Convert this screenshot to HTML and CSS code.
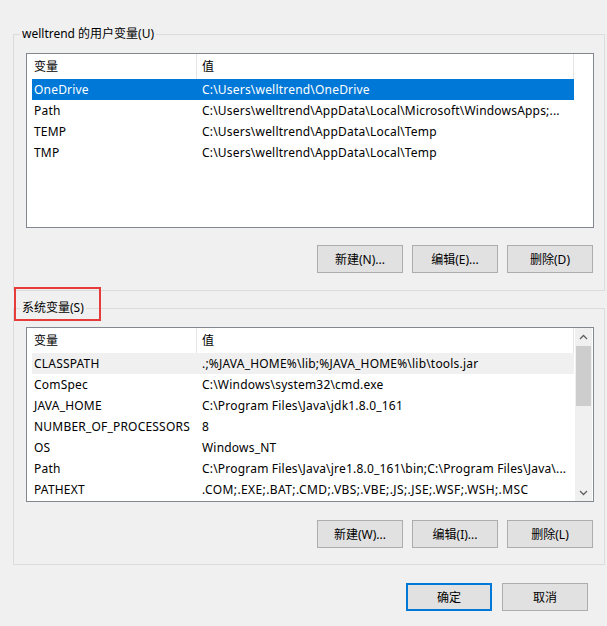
FILE: index.html
```html
<!DOCTYPE html>
<html lang="zh">
<head>
<meta charset="utf-8">
<title>环境变量</title>
<link rel="stylesheet" href="styles.css">
</head>
<body>
<div class="dialog">
  <fieldset class="group">
    <legend>welltrend 的用户变量(U)</legend>
    <div class="list">
      <div class="rows">
        <div class="row head"><span class="c1">变量</span><span class="c2">值</span></div>
        <div class="row sel"><span class="c1">OneDrive</span><span class="c2">C:\Users\welltrend\OneDrive</span></div>
        <div class="row"><span class="c1">Path</span><span class="c2">C:\Users\welltrend\AppData\Local\Microsoft\WindowsApps;...</span></div>
        <div class="row"><span class="c1">TEMP</span><span class="c2">C:\Users\welltrend\AppData\Local\Temp</span></div>
        <div class="row"><span class="c1">TMP</span><span class="c2">C:\Users\welltrend\AppData\Local\Temp</span></div>
      </div>
      <div class="sb-gap"></div>
    </div>
    <div class="btns">
      <button class="btn">新建(N)...</button>
      <button class="btn">编辑(E)...</button>
      <button class="btn">删除(D)</button>
    </div>
  </fieldset>

  <fieldset class="group group2">
    <legend>系统变量(S)</legend>
    <div class="list">
      <div class="rows">
        <div class="row head"><span class="c1">变量</span><span class="c2">值</span></div>
        <div class="row hov"><span class="c1">CLASSPATH</span><span class="c2">.;%JAVA_HOME%\lib;%JAVA_HOME%\lib\tools.jar</span></div>
        <div class="row"><span class="c1">ComSpec</span><span class="c2">C:\Windows\system32\cmd.exe</span></div>
        <div class="row"><span class="c1">JAVA_HOME</span><span class="c2">C:\Program Files\Java\jdk1.8.0_161</span></div>
        <div class="row"><span class="c1">NUMBER_OF_PROCESSORS</span><span class="c2">8</span></div>
        <div class="row"><span class="c1">OS</span><span class="c2">Windows_NT</span></div>
        <div class="row"><span class="c1">Path</span><span class="c2">C:\Program Files\Java\jre1.8.0_161\bin;C:\Program Files\Java\...</span></div>
        <div class="row"><span class="c1">PATHEXT</span><span class="c2 spaced">.COM;.EXE;.BAT;.CMD;.VBS;.VBE;.JS;.JSE;.WSF;.WSH;.MSC</span></div>
      </div>
      <div class="sb">
        <div class="sb-arrow"><svg width="9" height="6" viewBox="0 0 9 6"><path d="M1 5 L4.5 1.5 L8 5" fill="none" stroke="#606060" stroke-width="1.3"/></svg></div>
        <div class="sb-track"><div class="sb-thumb"></div></div>
        <div class="sb-arrow"><svg width="9" height="6" viewBox="0 0 9 6"><path d="M1 1 L4.5 4.5 L8 1" fill="none" stroke="#606060" stroke-width="1.3"/></svg></div>
      </div>
    </div>
    <div class="btns btns2">
      <button class="btn">新建(W)...</button>
      <button class="btn">编辑(I)...</button>
      <button class="btn">删除(L)</button>
    </div>
  </fieldset>

  <div class="footer">
    <button class="btn primary">确定</button>
    <button class="btn">取消</button>
  </div>

  <div class="annot"></div>
</div>
</body>
</html>
```

FILE: styles.css
```css
html, body {
  margin: 0;
  padding: 0;
  background: #f0f0f0;
}
body {
  font-family: "Noto Sans", "Noto Sans CJK SC", sans-serif;
  font-size: 12px;
  color: #000;
}
.dialog {
  position: relative;
  width: 592px;
  padding: 26px 2px 16px 13px;
}
.group {
  margin: 0;
  padding: 11px 10px 17px 12px;
  border: 1px solid #dcdcdc;
  min-width: 0;
}
.group2 {
  margin-top: 9px;
  padding-bottom: 16px;
}
.group legend {
  margin-left: -6px;
  padding: 0 2px;
  line-height: 16px;
  height: 16px;
}
.list {
  display: flex;
  height: 173px;
  border: 1px solid #828790;
  background: #fff;
}
.rows {
  flex: 1;
  padding-left: 5px;
  min-width: 0;
}
.sb-gap {
  width: 17px;
  margin: 0 1px;
}
.row {
  display: flex;
  height: 21px;
  line-height: 21px;
  white-space: nowrap;
  letter-spacing: 0.2px;
}
.row .c1 {
  width: 162px;
  padding-left: 2px;
  flex: none;
  overflow: hidden;
}
.row .c2 {
  flex: 1;
  padding-left: 6px;
  overflow: hidden;
}
.row .c2.spaced {
  letter-spacing: 0.4px;
}
.row.head {
  height: 25px;
  line-height: 25px;
  letter-spacing: 0;
}
.row.head .c1 {
  border-right: 1px solid #e5e5e5;
}
.row.head .c2 {
  padding-left: 5px;
  border-right: 1px solid #e5e5e5;
}
.row.sel {
  background: #0078d7;
  color: #fff;
}
.row.hov {
  background: #f0f0f0;
}
.sb {
  width: 17px;
  margin: 0 1px;
  display: flex;
  flex-direction: column;
  background: #f0f0f0;
}
.sb-arrow {
  height: 17px;
  display: flex;
  align-items: center;
  justify-content: center;
  flex: none;
}
.sb-track {
  flex: 1;
  padding: 1px 1px 0 1px;
}
.sb-thumb {
  height: 60px;
  background: #cdcdcd;
}
.btns {
  display: flex;
  justify-content: flex-end;
  gap: 9px;
  margin-top: 17px;
  padding-right: 1px;
}
.btns2 {
  margin-top: 18px;
}
.btn {
  width: 86px;
  height: 28px;
  margin: 0;
  padding: 0;
  background: #e1e1e1;
  border: 1px solid #adadad;
  font-family: "Noto Sans", "Noto Sans CJK SC", sans-serif;
  font-size: 12px;
  color: #000;
}
.btn.primary {
  border: 2px solid #0078d7;
}
.footer {
  display: flex;
  justify-content: flex-end;
  gap: 10px;
  margin-top: 18px;
  padding-right: 17px;
}
.annot {
  position: absolute;
  left: 14px;
  top: 287px;
  width: 83px;
  height: 30px;
  border: 2px solid #e53b3b;
}
```
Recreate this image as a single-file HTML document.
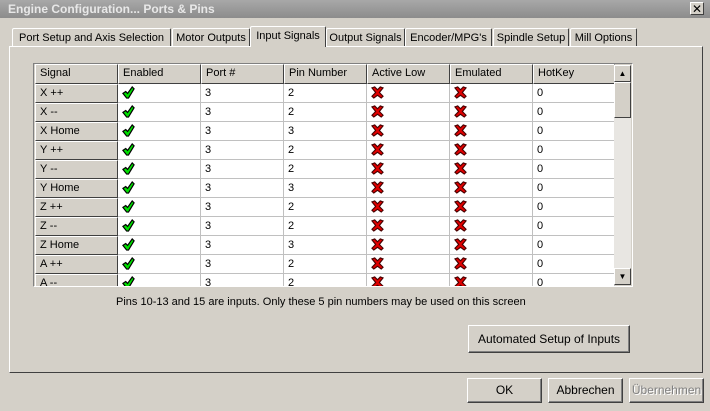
<!DOCTYPE html>
<html><head><style>
body{margin:0;width:710px;height:411px;background:#d4d0c8;font-family:"Liberation Sans",sans-serif;font-size:11px;position:relative;overflow:hidden;color:#000}
.a{position:absolute}
.title{left:0;top:0;width:710px;height:18px;background:linear-gradient(#a8a8a8,#8c8c8c);color:#e8e8e8;font-weight:bold;font-size:12px;line-height:18px;padding-left:8px;box-sizing:border-box}
.close{left:690px;top:2px;width:14px;height:13px;background:#d4d0c8;border:1px solid;border-color:#fff #404040 #404040 #fff;font-size:12px;line-height:12px;text-align:center;box-sizing:border-box}
.tab{top:28px;height:18px;line-height:18px;border:1px solid;border-color:#fff #404040 transparent #fff;border-bottom:none;text-align:center;box-sizing:border-box;border-radius:2px 2px 0 0}
.tab.sel{top:26px;height:21px;background:#d4d0c8;z-index:2}
.panel{left:9px;top:46px;width:694px;height:327px;border:1px solid;border-color:#fff #404040 #404040 #fff;box-sizing:border-box}
.grid{left:33px;top:63px;width:600px;height:224px;border:1px solid;border-color:#808080 #fff #fff #808080;background:#d4d0c8;overflow:hidden;box-sizing:border-box}
.c{position:absolute;height:19px;line-height:18px;box-sizing:border-box;padding-left:4px;background:#fff;border-right:1px solid #c0c0c0;border-bottom:1px solid #c0c0c0;white-space:nowrap;overflow:hidden}
.c.h{background:#d4d0c8;border-top:1px solid #fff;border-left:1px solid #fff;border-right:1px solid #404040;border-bottom:1px solid #404040;line-height:17px}
.c svg{position:absolute;left:4px;top:2px}
.sb{left:580px;top:1px;width:17px;height:220px;background:#e8e6e2;z-index:3}
.sbb{position:absolute;left:0;width:17px;height:17px;background:#d4d0c8;border:1px solid;border-color:#fff #404040 #404040 #fff;box-sizing:border-box;font-size:8px;text-align:center;line-height:15px}
.btn{height:25px;background:#d4d0c8;border:1px solid;border-color:#fff #404040 #404040 #fff;box-shadow:inset -1px -1px #808080;box-sizing:border-box;text-align:center;line-height:23px;font-size:12px}
</style></head><body>
<div class="a title">Engine Configuration... Ports &amp; Pins</div>
<div class="a close">✕</div>
<div class="a panel"></div>
<div class="a tab" style="left:12px;width:159px">Port Setup and Axis Selection</div>
<div class="a tab" style="left:172px;width:78px">Motor Outputs</div>
<div class="a tab sel" style="left:250px;width:76px">Input Signals</div>
<div class="a tab" style="left:326px;width:79px">Output Signals</div>
<div class="a tab" style="left:405px;width:87px">Encoder/MPG's</div>
<div class="a tab" style="left:493px;width:76px">Spindle Setup</div>
<div class="a tab" style="left:570px;width:67px">Mill Options</div>
<div class="a grid" id="g">
<div class="a sb"><div class="sbb" style="top:0">▲</div><div class="sbb" style="top:17px;height:36px"></div><div class="sbb" style="top:203px">▼</div></div>
</div>
<div class="a" style="left:116px;top:296px;font-size:11px">Pins 10-13 and 15 are inputs. Only these 5 pin numbers may be used on this screen</div>
<div class="a btn" style="left:468px;top:325px;width:162px;height:28px;line-height:26px">Automated Setup of Inputs</div>
<div class="a btn" style="left:467px;top:378px;width:75px">OK</div>
<div class="a btn" style="left:548px;top:378px;width:75px">Abbrechen</div>
<div class="a btn" style="left:629px;top:378px;width:75px;color:#808080;text-shadow:1px 1px #fff">Übernehmen</div>
<script>
var ck='<svg width="13" height="13" viewBox="0 0 14 14"><path d="M1 8 L4 6 L6 8 L11 1 L13 3 L7 13 L5 13 Z" fill="#00e000" stroke="#000" stroke-width="1.3"/></svg>';
var x='<svg width="13" height="13" viewBox="0 0 14 14"><path d="M1 2 L4 1 L7 4 L10 1 L13 2 L9 7 L13 11 L11 13 L7 10 L3 13 L1 11 L5 7 Z" fill="#e00000" stroke="#400" stroke-width="1.2"/></svg>';
var xs=[1,84,167,250,333,416,499,581];
var hd=["Signal","Enabled","Port #","Pin Number","Active Low","Emulated","HotKey"];
var rows=[["X ++",2],["X --",2],["X Home",3],["Y ++",2],["Y --",2],["Y Home",3],["Z ++",2],["Z --",2],["Z Home",3],["A ++",2],["A --",2]];
var h='';
function cell(i,y,cls,txt,hh){h+='<div class="c'+cls+'" style="left:'+xs[i]+'px;top:'+y+'px;width:'+(xs[i+1]-xs[i])+'px'+(hh?';height:'+hh+'px':'')+'">'+txt+'</div>';}
hd.forEach(function(t,i){cell(i,0,' h',t,20);});
rows.forEach(function(r,k){var y=20+k*19;var v=[r[0],ck,'3',''+r[1],x,x,'0'];v.forEach(function(t,i){cell(i,y,i==0?' h':'',t);});});
document.getElementById('g').insertAdjacentHTML('afterbegin',h);
</script>
</body></html>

★ ★ ★ ★

### Short problem
Gather every line from the listing above in which the word "document" appears.

### Result
Recreate this image as a single-file HTML document.
document.getElementById('g').insertAdjacentHTML('afterbegin',h);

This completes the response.